TV Club

Mad Men episode guide, Season 7: Peggy, Don, and Pete at the Burger Chef.

Has any show depicted the psychological terrain of the office as well as Mad Men?

Vincent Kartheiser, Jon Hamm, and Elisabeth Moss in Mad Men.

Courtesy of AMC

Willa, Seth:

This was my favorite episode of the season so far. A reminder—even in this dwindling Mad Men moment—of just how good the show can be. The episode atomized our characters, offering many successive shots of people alone (in bed, on the phone, on planes, eating bananas), creating a sense of mounting desolation. When a few finally gravitated toward one another—first Peggy and Don over the work, then Roger and Joan over thwarting Crane, and finally the trio at Burger Chef, wiping ketchup off little Petey’s face—I felt the same release Peggy’s new tagline sought to deliver. A sense that however ragtag these groupings, the people in them were somehow in the right place.
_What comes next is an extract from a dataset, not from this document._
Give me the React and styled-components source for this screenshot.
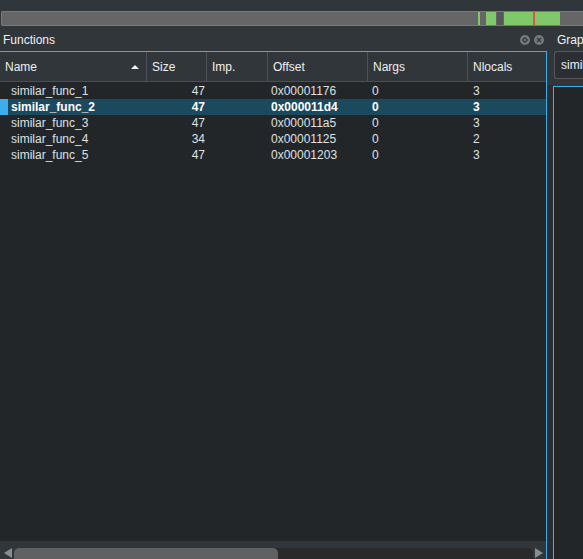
import React from 'react';
import styled, { createGlobalStyle } from 'styled-components';

const GlobalStyle = createGlobalStyle`
  html, body {
    margin: 0;
    padding: 0;
    background: #31363b;
    overflow: hidden;
  }
  body {
    font-family: "Liberation Sans", Arial, sans-serif;
    font-size: 12px;
    color: #eff0f1;
  }
`;

const functions = [
  { name: 'similar_func_1', size: 47, offset: '0x00001176', nargs: 0, nlocals: 3 },
  { name: 'similar_func_2', size: 47, offset: '0x000011d4', nargs: 0, nlocals: 3, selected: true },
  { name: 'similar_func_3', size: 47, offset: '0x000011a5', nargs: 0, nlocals: 3 },
  { name: 'similar_func_4', size: 34, offset: '0x00001125', nargs: 0, nlocals: 2 },
  { name: 'similar_func_5', size: 47, offset: '0x00001203', nargs: 0, nlocals: 3 },
];

// overview bar blocks: [left, width, colour]
const overviewBlocks = [
  [478, 2, '#7fc96a'],
  [486, 10, '#7fc96a'],
  [497, 6, '#555759'],
  [504, 29, '#7fc96a'],
  [533, 2, '#e0524f'],
  [535, 25, '#7fc96a'],
];

const Page = styled.div`
  height: 559px;
  display: flex;
  flex-direction: column;
`;

const Overview = styled.div`
  margin: 11px 0 0 1px;
  height: 13px;
  position: relative;
  background: #666666;
  border: 1px solid #777a7c;
  border-right: none;
  border-radius: 2px 0 0 2px;
`;

const OverviewBlock = styled.div`
  position: absolute;
  top: 0;
  bottom: 0;
`;

const Docks = styled.div`
  flex: 1;
  display: flex;
  margin-top: 5px;
  min-height: 0;
`;

const Dock = styled.div`
  display: flex;
  flex-direction: column;
  width: ${({ w }) => w};
  flex: ${({ grow }) => (grow ? 1 : 'none')};
  min-width: 0;
`;

const DockTitle = styled.div`
  height: 18px;
  padding: 0 3px 2px ${({ left }) => left}px;
  display: flex;
  align-items: center;
  white-space: nowrap;
  overflow: hidden;
  color: #eff0f1;
  font-size: 12px;
`;

const TitleText = styled.span`
  flex: 1;
`;

const DockButton = styled.span`
  width: 10px;
  height: 10px;
  border-radius: 50%;
  background: #75797d;
  margin-left: 4px;
  display: flex;
  align-items: center;
  justify-content: center;
`;

const TableFrame = styled.div`
  flex: 1;
  display: flex;
  flex-direction: column;
  border-top: 1px solid #3daee9;
  border-right: 1px solid #3daee9;
  background: #232629;
  min-height: 0;
`;

const cols = '147px 60px 61px 100px 100px 1fr';

const HeaderRow = styled.div`
  display: grid;
  grid-template-columns: ${cols};
  height: 29px;
  background: #31363b;
  border-bottom: 1px solid #4a4f54;
`;

const HeaderCell = styled.div`
  display: flex;
  align-items: center;
  padding-left: 5px;
  padding-right: 7px;
  border-right: ${({ last }) => (last ? 'none' : '1px solid #4d5257')};
  color: #eff0f1;
  font-size: 12px;
`;

const SortArrow = styled.span`
  margin-left: auto;
  width: 0;
  height: 0;
  border-left: 4px solid transparent;
  border-right: 4px solid transparent;
  border-bottom: 4px solid #eff0f1;
`;

const Body = styled.div`
  flex: 1;
  padding-top: 1px;
`;

const Row = styled.div`
  display: grid;
  grid-template-columns: ${cols};
  height: 16px;
  position: relative;
  background: ${({ selected }) => (selected ? '#1b4a5f' : 'transparent')};
  font-weight: ${({ selected }) => (selected ? 'bold' : 'normal')};
  color: ${({ selected }) => (selected ? '#ffffff' : '#dfe1e2')};
`;

const RowMarker = styled.span`
  position: absolute;
  left: 0;
  top: 0;
  bottom: 0;
  width: 8px;
  background: #3daee9;
`;

const Cell = styled.div`
  display: flex;
  align-items: center;
  white-space: nowrap;
  padding-left: ${({ pl }) => pl ?? 4}px;
  padding-right: ${({ pr }) => pr ?? 0}px;
  justify-content: ${({ right }) => (right ? 'flex-end' : 'flex-start')};
`;

const HScroll = styled.div`
  height: 18px;
  background: #31363b;
  display: flex;
  align-items: flex-end;
  padding: 0 3px 0 4px;
  gap: 2px;
`;

const ScrollArrow = styled.span`
  width: 0;
  height: 0;
  margin-bottom: 1px;
  border-top: 5px solid transparent;
  border-bottom: 5px solid transparent;
  ${({ dir }) =>
    dir === 'left'
      ? 'border-right: 8px solid #8a8d90;'
      : 'border-left: 8px solid #8a8d90;'}
`;

const ScrollTrack = styled.div`
  flex: 1;
  height: 11px;
  background: #2a2a2b;
  border-radius: 5px 5px 0 0;
  display: flex;
`;

const ScrollHandle = styled.div`
  width: 264px;
  background: #606162;
  border-radius: 5px 5px 0 0;
`;

const Gap = styled.div`
  width: 6px;
  flex: none;
  display: flex;
  flex-direction: column;
`;

const GapTop = styled.div`
  height: 54px;
  background: #31363b;
`;

const GapBottom = styled.div`
  flex: 1;
  background: #2a2e32;
`;

const Combo = styled.div`
  height: 26px;
  margin: 0 0 7px 1px;
  border: 1px solid #55595e;
  border-right: none;
  border-radius: 3px 0 0 3px;
  background: #2b2f33;
  display: flex;
  align-items: center;
  padding-left: 6px;
  white-space: nowrap;
  overflow: hidden;
`;

const GraphView = styled.div`
  flex: 1;
  border: 1px solid #3daee9;
  border-right: none;
  border-bottom: none;
  background: #232629;
`;

const CrossIcon = () => (
  <svg width="6" height="6" viewBox="0 0 6 6">
    <path d="M1 1 L5 5 M5 1 L1 5" stroke="#31363b" strokeWidth="1.3" />
  </svg>
);

const FloatIcon = () => (
  <svg width="6" height="6" viewBox="0 0 6 6">
    <path d="M3 0.6 L5.4 3 L3 5.4 L0.6 3 Z" fill="none" stroke="#31363b" strokeWidth="1.1" />
  </svg>
);

const App = () => {
  return (
    <Page>
      <GlobalStyle />
      <Overview>
        {overviewBlocks.map(([left, width, color], i) => (
          <OverviewBlock key={i} style={{ left: left - 2, width, background: color }} />
        ))}
      </Overview>
      <Docks>
        <Dock w="547px">
          <DockTitle left={3}>
            <TitleText>Functions</TitleText>
            <DockButton><FloatIcon /></DockButton>
            <DockButton><CrossIcon /></DockButton>
          </DockTitle>
          <TableFrame>
            <HeaderRow>
              <HeaderCell>Name<SortArrow /></HeaderCell>
              <HeaderCell>Size</HeaderCell>
              <HeaderCell>Imp.</HeaderCell>
              <HeaderCell>Offset</HeaderCell>
              <HeaderCell>Nargs</HeaderCell>
              <HeaderCell last>Nlocals</HeaderCell>
            </HeaderRow>
            <Body>
              {functions.map((f) => (
                <Row key={f.name} selected={f.selected}>
                  {f.selected && <RowMarker />}
                  <Cell pl={11}>{f.name}</Cell>
                  <Cell right pr={2}>{f.size}</Cell>
                  <Cell />
                  <Cell pl={3}>{f.offset}</Cell>
                  <Cell pl={4}>{f.nargs}</Cell>
                  <Cell pl={5}>{f.nlocals}</Cell>
                </Row>
              ))}
            </Body>
            <HScroll>
              <ScrollArrow dir="left" />
              <ScrollTrack>
                <ScrollHandle />
              </ScrollTrack>
              <ScrollArrow dir="right" />
            </HScroll>
          </TableFrame>
        </Dock>
        <Gap>
          <GapTop />
          <GapBottom />
        </Gap>
        <Dock grow>
          <DockTitle left={4}>
            <TitleText>Graph</TitleText>
          </DockTitle>
          <Combo>similar_func_2</Combo>
          <GraphView />
        </Dock>
      </Docks>
    </Page>
  );
};

export default App;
In fact, the episode was downright sentimental about the love and respect colleagues can have for one another—a direct contradiction of Peggy’s observation last week that the feelings you develop for the people you work with are “not real.” You’re right, Willa, that it was discomfiting to see Peggy so unsure of herself. I thought of Jill Abramson, too, and wondered whether Peggy should bring more bravado—more pushiness!—to her role. But it was also a relief to see her being so emotionally honest with Don, since she’s been tamping herself down all season. Sure, you’ve got to believe in yourself. But it’s much easier to do that when someone else believes in you, too. And it’s not weak to reach out to those who can make you feel strong. What’s more, what she wants is not Don’s approval. What they both want, what they both always strive for (somewhat comically!), is emotional honesty in advertising. To both Peggy and Don, a pitch doesn’t feel done unless it crystallizes the moment. It’s not that Peggy is joyful when Don likes her new line. For both of them, it’s joyful when Peggy gets the line right.

I could talk forever about Mad Men’s unprecedented acuity in depicting the psychological terrain of the workplace. But since you insist, Willa, I’ll talk about Pete. Poor Pete. He looks ridiculous with that tan. I think you’re right, Seth, that he’ll never let himself be happy. Here, his yearning for the family he’s lost (little Tammy, cowering at the sight of him) blinds him to the delights of the new “family” he’s built (mile-high assignations and all). I think we’re supposed to read him as having undiagnosed depression—that was the subtext of the Alexis Bledel season, right?—but I don’t ever feel we’re far enough inside Pete’s experience for his storylines to really resonate. I enjoy him more as the smarmy prick, urging Peggy to “choose” to have Don give the presentation, than as the mopey brooder. Perhaps he’ll have more time to get evil now that he’s not having such good sex.

Speaking of which: Several Web write-ups today have offered the history of I Am Curious (Yellow), with most describing it, as Vulture did, as “the film that Don and Megan went to see off-screen in last night’s episode.” But I found Don evasive on that point. When Peggy says “of course Megan would want to see a dirty movie,” Don changes the subject fast. (“Wanna work?”) I assumed that he lied about seeing the movie—it’s his idea of what his new “family” would do for fun, when what his wife is really doing is moving out of his house lock, stock, and fondue pot while pretending not to. Megan also doesn’t want Don to come visit her in L.A.—she proposes a rendezvous in neutral territory—which makes me think she’s hiding something or someone in the Hollywood Hills. (Maybe she is Charles Manson!)